[Entries supplied]
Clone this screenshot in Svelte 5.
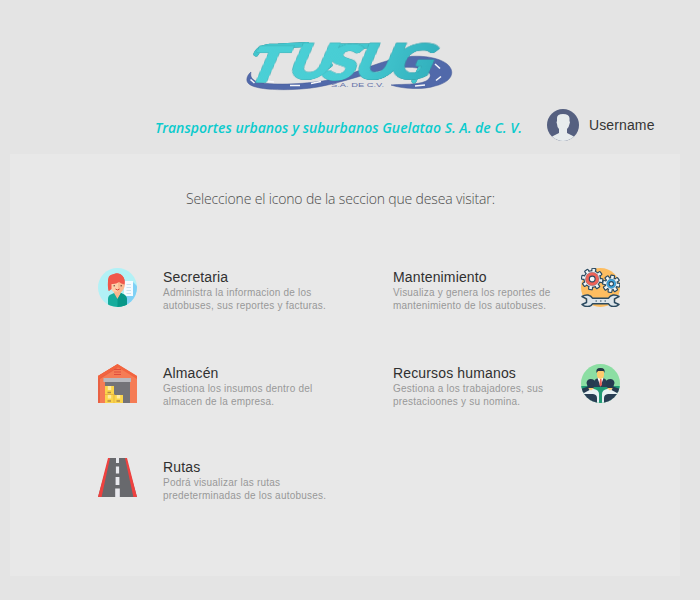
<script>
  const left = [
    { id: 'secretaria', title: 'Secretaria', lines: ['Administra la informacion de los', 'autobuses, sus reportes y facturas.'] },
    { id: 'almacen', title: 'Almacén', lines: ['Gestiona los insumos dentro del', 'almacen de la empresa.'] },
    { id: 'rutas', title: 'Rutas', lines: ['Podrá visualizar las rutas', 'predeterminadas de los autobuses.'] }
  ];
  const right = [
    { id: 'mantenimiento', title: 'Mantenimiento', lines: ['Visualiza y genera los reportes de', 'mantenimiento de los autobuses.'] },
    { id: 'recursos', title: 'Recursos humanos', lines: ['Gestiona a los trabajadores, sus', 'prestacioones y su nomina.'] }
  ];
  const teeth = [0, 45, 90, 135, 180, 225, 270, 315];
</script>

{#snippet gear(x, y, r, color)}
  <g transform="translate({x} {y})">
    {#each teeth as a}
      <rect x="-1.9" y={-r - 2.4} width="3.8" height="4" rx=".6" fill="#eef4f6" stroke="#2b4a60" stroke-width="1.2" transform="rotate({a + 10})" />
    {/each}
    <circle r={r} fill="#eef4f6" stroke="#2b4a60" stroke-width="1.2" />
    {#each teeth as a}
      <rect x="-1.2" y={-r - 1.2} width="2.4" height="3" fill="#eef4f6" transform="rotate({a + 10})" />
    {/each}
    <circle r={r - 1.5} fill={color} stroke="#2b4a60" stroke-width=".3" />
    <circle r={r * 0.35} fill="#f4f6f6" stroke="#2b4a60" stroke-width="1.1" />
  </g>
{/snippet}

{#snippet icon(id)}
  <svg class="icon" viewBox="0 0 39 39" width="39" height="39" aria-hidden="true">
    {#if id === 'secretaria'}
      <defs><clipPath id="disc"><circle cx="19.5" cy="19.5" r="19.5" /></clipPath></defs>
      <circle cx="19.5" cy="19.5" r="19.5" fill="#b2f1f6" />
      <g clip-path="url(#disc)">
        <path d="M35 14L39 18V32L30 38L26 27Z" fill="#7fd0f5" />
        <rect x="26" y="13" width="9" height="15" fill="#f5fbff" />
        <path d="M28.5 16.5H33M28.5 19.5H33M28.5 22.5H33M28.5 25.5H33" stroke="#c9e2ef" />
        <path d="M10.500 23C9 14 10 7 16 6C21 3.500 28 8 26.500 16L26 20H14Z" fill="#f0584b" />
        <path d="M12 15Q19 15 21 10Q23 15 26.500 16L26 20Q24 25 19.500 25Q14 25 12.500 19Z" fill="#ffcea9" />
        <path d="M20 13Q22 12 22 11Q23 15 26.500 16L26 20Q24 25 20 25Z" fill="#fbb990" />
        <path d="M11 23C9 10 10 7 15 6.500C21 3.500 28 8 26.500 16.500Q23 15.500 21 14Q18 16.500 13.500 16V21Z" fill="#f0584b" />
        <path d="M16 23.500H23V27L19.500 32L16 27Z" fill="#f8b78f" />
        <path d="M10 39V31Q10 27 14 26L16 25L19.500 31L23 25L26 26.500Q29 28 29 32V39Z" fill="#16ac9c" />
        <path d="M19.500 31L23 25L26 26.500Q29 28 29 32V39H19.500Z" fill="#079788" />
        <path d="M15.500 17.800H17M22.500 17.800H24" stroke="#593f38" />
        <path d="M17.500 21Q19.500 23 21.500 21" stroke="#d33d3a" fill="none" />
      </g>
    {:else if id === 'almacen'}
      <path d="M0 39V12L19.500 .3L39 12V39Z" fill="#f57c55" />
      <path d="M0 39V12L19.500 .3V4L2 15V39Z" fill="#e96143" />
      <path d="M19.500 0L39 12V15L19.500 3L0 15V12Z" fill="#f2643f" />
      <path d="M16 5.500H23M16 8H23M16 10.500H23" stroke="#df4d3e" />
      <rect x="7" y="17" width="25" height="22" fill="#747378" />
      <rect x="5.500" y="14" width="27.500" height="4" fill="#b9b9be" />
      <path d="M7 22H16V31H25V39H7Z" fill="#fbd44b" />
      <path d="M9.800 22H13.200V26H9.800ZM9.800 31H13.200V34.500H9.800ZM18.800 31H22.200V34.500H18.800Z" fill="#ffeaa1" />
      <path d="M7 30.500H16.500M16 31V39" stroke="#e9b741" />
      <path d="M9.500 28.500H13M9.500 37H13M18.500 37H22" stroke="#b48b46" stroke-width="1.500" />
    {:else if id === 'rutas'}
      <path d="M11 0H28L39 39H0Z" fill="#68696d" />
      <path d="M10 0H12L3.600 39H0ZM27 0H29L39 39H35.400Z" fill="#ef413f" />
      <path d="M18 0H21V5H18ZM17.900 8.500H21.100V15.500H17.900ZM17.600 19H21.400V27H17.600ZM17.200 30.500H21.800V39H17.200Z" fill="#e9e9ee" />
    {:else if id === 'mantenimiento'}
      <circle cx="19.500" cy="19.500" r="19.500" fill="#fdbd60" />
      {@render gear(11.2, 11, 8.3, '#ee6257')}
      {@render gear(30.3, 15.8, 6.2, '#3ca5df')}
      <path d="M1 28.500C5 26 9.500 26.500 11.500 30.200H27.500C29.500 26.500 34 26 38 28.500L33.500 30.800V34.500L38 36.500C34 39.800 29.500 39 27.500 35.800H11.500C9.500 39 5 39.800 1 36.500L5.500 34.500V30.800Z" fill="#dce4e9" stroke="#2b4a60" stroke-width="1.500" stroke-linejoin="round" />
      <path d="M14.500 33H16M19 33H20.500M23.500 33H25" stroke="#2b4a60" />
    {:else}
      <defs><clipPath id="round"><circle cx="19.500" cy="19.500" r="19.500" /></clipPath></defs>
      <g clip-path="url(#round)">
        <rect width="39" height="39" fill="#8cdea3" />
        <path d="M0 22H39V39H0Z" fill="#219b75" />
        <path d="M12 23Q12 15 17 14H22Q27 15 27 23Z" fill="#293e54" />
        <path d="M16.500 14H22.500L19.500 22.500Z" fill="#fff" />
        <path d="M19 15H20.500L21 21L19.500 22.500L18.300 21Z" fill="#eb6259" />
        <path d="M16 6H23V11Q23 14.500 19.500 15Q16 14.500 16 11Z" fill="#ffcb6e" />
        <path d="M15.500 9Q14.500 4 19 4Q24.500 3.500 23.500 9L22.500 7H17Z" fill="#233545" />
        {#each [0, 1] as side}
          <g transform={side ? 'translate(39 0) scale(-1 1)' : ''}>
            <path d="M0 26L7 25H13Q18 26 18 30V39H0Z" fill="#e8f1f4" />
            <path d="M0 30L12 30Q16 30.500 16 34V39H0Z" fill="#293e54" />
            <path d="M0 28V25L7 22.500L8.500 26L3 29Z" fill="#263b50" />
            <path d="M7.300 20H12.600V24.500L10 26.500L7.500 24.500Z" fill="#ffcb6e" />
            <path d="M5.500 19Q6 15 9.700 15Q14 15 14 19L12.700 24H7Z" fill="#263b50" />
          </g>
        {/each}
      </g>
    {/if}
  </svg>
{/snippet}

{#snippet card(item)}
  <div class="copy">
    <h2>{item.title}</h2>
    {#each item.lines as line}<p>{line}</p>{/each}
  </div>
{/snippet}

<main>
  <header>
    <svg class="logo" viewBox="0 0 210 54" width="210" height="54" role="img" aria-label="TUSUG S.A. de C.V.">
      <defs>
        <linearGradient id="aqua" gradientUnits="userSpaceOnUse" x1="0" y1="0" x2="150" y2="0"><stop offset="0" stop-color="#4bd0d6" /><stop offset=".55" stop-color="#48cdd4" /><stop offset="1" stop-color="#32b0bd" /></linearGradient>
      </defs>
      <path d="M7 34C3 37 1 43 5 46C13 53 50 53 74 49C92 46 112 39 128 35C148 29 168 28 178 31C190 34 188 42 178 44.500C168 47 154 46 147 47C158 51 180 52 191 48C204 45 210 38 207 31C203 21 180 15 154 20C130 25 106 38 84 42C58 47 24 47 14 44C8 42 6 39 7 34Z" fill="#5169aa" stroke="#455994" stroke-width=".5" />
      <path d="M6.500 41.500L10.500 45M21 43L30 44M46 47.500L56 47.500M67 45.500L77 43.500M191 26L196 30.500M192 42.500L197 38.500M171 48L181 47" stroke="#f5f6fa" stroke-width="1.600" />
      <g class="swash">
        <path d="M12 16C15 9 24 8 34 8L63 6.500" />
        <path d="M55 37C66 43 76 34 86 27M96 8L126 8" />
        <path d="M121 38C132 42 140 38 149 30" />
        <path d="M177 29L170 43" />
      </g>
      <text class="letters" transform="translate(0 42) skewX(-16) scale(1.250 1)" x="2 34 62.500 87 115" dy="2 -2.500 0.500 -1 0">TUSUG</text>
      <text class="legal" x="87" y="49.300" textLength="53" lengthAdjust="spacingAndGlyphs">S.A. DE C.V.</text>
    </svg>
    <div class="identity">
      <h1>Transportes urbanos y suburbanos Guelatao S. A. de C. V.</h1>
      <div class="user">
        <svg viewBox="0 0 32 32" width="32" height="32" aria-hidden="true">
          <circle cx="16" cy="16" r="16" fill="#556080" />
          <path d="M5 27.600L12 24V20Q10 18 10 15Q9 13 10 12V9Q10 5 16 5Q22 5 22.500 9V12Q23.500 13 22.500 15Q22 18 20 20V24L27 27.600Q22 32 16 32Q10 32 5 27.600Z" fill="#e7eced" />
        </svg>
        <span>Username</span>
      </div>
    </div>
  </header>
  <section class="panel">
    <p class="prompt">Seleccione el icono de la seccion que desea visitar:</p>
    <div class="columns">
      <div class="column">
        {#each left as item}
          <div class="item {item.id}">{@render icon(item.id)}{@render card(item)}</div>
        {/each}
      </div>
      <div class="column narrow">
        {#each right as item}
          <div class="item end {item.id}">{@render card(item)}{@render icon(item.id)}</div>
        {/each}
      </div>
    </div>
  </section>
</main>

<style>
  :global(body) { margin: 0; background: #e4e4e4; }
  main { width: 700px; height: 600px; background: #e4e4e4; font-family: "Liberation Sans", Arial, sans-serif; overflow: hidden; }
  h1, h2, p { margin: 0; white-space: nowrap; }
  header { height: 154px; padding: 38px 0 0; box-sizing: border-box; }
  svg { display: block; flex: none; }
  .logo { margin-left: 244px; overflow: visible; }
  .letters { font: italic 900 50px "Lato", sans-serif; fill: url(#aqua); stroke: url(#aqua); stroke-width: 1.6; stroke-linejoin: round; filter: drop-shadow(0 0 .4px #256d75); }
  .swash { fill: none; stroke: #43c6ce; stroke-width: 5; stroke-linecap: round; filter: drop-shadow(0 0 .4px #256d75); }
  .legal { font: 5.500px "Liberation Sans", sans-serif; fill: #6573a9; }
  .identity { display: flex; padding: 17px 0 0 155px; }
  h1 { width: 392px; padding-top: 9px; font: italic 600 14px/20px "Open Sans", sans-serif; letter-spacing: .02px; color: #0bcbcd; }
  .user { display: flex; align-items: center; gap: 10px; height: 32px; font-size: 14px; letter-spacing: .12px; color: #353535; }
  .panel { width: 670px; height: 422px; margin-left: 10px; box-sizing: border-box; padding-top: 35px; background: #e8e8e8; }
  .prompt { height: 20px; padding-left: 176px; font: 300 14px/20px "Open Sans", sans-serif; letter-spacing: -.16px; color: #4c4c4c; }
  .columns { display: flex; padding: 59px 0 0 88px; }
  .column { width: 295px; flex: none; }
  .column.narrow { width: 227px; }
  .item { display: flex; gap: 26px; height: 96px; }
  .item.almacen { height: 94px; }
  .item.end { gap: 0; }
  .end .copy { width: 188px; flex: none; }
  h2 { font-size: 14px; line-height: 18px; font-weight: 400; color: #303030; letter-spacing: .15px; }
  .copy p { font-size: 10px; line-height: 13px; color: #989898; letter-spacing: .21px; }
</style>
==
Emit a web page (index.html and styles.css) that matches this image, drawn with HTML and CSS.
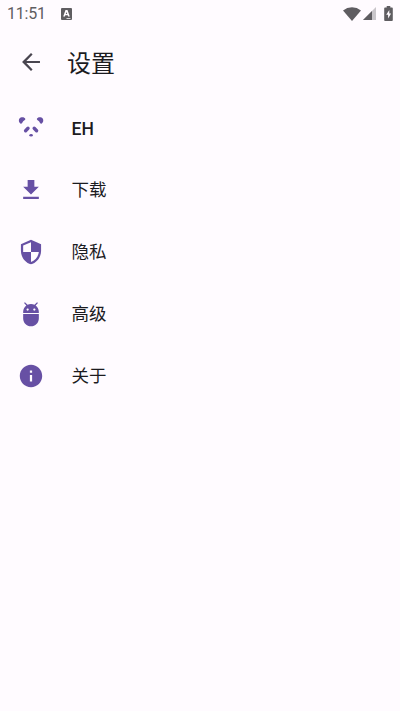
---
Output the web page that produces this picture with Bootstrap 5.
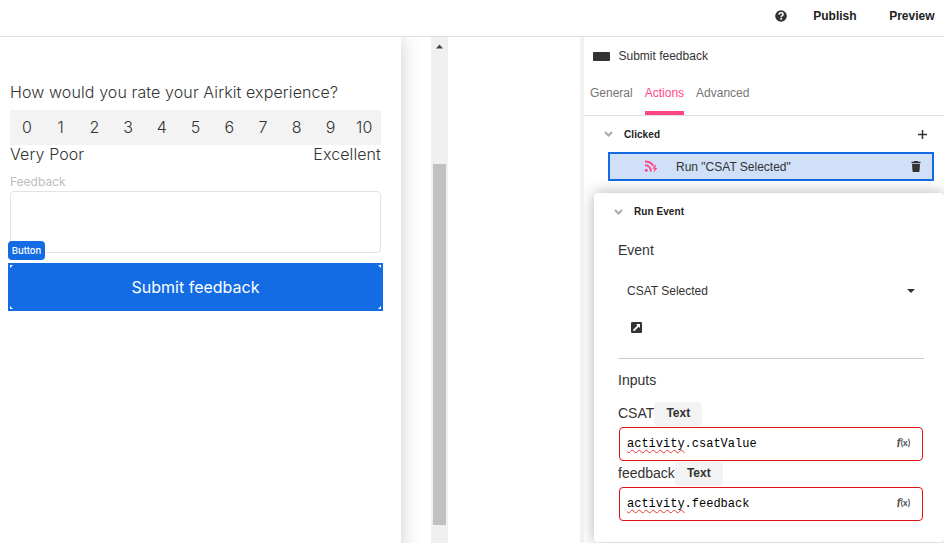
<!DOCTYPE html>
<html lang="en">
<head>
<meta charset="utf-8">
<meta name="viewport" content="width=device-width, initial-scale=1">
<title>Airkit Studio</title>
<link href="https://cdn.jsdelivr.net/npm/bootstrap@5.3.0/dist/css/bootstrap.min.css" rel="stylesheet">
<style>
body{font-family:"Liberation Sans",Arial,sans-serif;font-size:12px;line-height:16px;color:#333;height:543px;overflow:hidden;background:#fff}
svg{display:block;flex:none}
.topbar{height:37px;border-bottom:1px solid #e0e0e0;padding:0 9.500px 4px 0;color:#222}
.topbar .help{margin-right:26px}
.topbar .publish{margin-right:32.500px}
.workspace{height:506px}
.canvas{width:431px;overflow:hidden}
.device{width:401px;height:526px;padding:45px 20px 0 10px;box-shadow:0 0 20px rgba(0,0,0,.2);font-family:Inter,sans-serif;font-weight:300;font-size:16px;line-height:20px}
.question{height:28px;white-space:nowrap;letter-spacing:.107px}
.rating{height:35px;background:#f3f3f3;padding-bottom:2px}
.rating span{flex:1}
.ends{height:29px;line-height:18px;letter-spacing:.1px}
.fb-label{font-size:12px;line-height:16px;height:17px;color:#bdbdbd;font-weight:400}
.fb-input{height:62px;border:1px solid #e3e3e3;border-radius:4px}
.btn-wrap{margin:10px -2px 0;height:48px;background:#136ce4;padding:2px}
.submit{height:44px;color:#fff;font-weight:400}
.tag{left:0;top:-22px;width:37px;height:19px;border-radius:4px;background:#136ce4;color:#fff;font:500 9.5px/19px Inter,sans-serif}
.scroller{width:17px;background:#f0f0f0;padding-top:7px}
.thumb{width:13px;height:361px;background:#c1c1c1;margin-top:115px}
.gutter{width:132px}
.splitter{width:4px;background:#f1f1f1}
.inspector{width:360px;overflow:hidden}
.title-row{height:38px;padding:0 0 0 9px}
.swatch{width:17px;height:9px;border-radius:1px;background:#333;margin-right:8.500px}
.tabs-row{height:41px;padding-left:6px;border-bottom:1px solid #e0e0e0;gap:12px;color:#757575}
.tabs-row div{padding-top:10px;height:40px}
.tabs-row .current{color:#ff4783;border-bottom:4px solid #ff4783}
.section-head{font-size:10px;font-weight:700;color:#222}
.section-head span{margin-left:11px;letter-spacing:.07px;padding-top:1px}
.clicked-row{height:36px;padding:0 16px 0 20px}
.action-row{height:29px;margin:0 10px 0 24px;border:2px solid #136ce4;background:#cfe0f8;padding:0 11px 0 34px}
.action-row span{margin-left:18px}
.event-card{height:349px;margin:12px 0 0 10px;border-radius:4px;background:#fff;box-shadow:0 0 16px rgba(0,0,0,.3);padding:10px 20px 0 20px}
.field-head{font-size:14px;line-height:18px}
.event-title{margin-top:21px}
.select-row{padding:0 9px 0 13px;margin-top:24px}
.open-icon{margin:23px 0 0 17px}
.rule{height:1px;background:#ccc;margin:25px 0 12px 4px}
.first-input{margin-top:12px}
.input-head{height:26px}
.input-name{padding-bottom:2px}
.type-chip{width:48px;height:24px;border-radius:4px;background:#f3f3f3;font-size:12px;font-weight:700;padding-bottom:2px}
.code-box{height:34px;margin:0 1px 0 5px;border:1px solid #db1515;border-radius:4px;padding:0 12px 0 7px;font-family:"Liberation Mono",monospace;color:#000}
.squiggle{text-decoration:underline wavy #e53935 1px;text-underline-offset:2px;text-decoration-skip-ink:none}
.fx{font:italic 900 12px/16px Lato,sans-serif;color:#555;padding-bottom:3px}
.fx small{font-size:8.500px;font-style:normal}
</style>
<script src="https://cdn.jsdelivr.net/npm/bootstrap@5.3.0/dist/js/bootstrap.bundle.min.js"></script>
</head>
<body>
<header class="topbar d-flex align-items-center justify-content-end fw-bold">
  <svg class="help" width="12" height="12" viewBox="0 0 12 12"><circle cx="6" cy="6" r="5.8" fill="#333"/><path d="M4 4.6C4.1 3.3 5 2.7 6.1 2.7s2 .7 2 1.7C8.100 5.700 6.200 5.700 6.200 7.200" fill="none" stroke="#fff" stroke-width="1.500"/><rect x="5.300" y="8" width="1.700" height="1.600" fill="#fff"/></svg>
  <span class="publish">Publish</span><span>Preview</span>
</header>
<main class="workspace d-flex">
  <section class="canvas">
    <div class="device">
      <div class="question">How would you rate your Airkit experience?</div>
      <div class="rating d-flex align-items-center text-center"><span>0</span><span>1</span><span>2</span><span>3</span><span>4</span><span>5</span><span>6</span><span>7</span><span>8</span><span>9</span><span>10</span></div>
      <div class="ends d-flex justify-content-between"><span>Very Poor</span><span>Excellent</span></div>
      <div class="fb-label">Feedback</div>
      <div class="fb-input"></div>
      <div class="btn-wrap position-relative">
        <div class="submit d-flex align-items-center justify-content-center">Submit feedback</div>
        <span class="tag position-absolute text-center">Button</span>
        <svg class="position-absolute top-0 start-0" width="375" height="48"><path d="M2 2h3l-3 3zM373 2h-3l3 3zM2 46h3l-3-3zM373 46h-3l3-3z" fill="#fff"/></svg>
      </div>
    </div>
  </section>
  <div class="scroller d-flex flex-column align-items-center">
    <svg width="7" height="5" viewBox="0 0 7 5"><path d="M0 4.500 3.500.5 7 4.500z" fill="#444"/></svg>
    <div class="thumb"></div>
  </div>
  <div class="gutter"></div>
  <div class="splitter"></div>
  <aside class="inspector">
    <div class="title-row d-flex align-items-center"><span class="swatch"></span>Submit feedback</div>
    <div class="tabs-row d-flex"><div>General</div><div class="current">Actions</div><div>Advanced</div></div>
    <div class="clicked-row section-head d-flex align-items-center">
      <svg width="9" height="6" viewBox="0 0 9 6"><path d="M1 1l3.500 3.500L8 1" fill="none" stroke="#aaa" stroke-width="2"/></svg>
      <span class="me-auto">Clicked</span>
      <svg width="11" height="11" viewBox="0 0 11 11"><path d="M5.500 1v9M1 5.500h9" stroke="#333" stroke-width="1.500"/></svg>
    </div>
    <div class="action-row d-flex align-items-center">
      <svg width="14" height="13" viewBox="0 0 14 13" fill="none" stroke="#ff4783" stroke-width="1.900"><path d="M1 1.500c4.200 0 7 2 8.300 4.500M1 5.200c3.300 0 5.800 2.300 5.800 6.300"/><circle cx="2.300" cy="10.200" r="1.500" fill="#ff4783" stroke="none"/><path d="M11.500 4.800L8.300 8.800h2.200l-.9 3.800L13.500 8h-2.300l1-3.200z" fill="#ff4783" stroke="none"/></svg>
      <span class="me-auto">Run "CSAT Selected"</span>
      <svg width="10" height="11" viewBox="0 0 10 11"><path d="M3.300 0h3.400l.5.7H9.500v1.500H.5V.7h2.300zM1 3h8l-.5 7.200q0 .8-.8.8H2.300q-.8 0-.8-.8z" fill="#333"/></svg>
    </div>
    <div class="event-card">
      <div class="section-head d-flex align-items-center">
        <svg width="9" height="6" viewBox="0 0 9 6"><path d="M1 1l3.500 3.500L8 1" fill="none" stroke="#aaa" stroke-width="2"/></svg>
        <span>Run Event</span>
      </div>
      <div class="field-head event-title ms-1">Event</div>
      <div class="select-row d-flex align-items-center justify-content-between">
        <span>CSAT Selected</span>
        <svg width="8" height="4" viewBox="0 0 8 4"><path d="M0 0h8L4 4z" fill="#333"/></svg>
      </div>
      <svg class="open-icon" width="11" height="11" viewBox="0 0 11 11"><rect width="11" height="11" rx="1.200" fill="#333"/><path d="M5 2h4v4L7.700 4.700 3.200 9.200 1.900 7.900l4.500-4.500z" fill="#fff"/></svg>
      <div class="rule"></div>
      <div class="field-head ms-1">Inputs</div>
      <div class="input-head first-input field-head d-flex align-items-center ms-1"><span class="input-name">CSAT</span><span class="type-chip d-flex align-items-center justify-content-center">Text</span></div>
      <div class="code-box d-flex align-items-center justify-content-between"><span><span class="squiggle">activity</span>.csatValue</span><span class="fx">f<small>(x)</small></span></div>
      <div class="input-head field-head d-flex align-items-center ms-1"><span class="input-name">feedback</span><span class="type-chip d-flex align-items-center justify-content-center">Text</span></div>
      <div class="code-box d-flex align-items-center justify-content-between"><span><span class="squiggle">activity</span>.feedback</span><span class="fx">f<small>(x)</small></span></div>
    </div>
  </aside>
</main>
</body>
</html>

[Written task] Pick out every line above that holds the word "with" and copy it.

[Solution to this exercise]
Emit a web page (index.html and styles.css) that matches this image, drawn with HTML and CSS.
Output the web page that produces this picture with Bootstrap 5.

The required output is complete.